With the Luftwaffe finally defeated in the air battle for Malta, Stephens was appointed to command the Hal Far Wing, which he led until June 1943. Thereafter he was brought home to be an instructor, commanding the Instructors School from January 1944 and ending his war as a liaison officer with the US Army Air Forces in America.
After the war he remained in the RAF, serving in staff appointments with Supreme Headquarters Allied Powers Europe and in the Air Ministry, where he was involved in fighter operations. He retired in 1960 and joined Rolls-Royce (Aero Engines Division) as European representative based in Paris.
In final retirement after 1980 he lived for 12 years in the South of France before returning to settle in Britain.
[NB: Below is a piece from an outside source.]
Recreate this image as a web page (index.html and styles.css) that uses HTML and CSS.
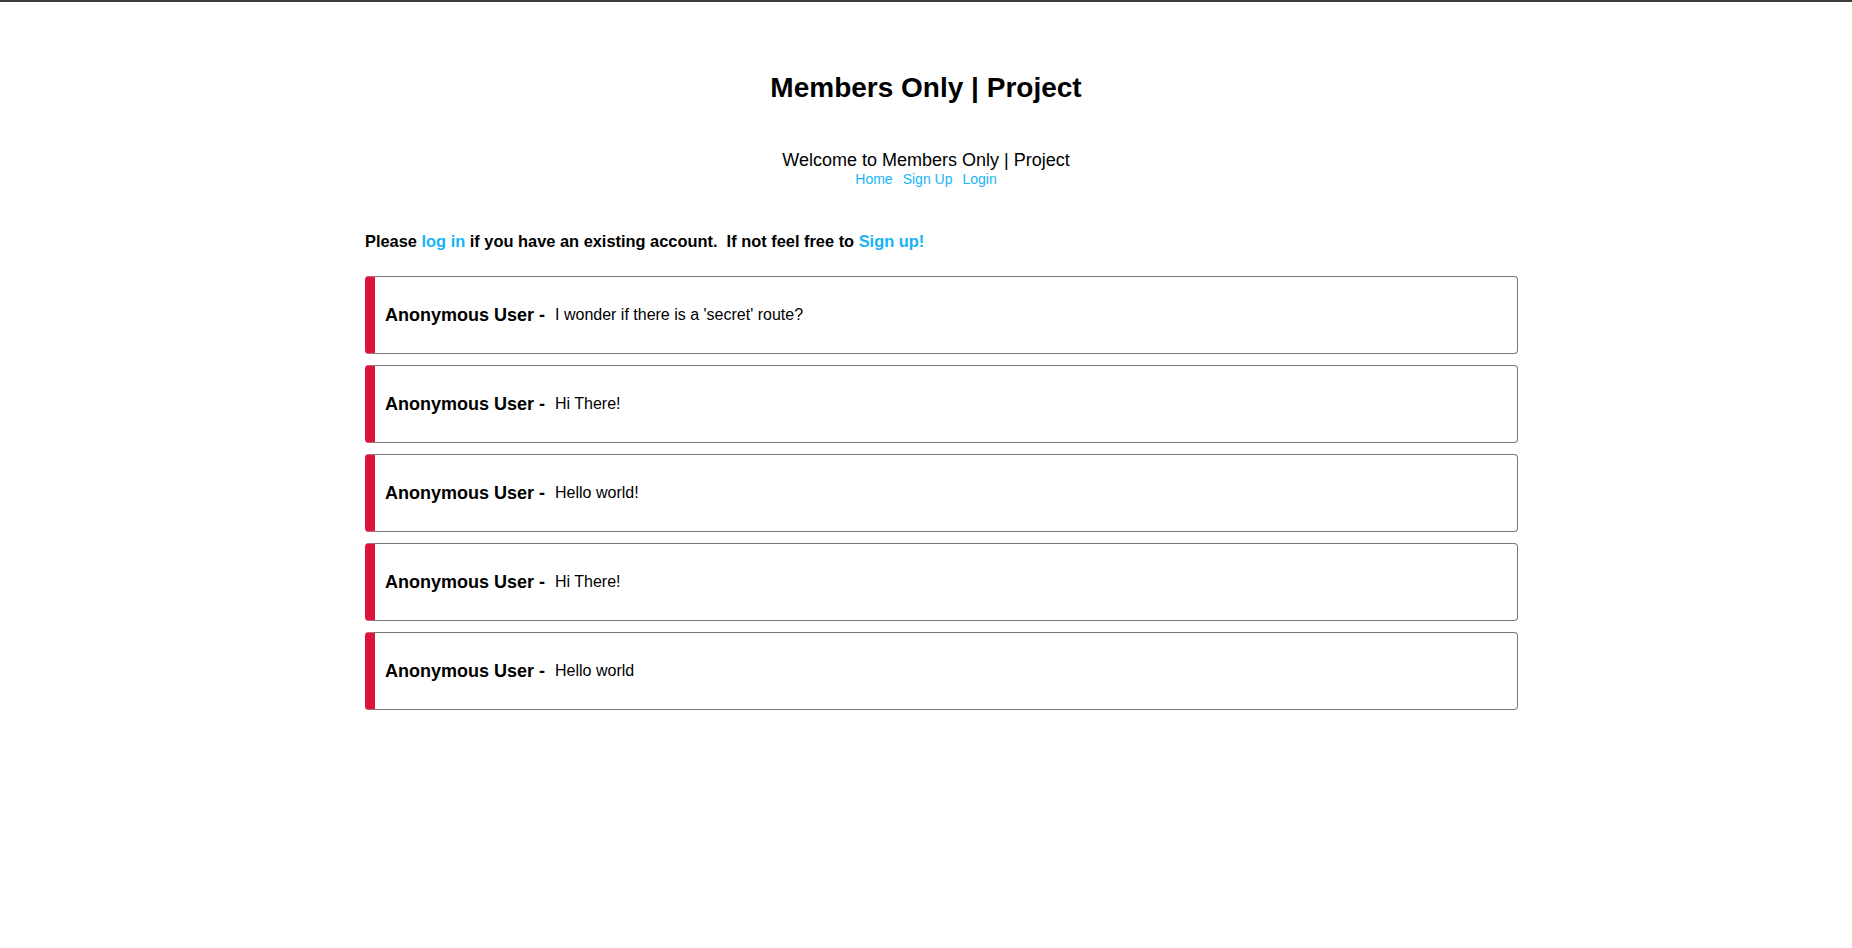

He was a keen fisherman on the rivers of Scotland and Ireland.
Besides the medal below he was also awarded the Coronation 1953 Medal and the Malta, 50th Anniversary Medal 1942-92.
December 23th, 1939: Pilot Officer (probation)
December 23th, 1940: Pilot Officer
August 20th, 1940: Flying Officer (war sub)
July 1st, 1941: Flight Lieutenant (war sub)
February 6th, 1943: Squadron Leader (war sub)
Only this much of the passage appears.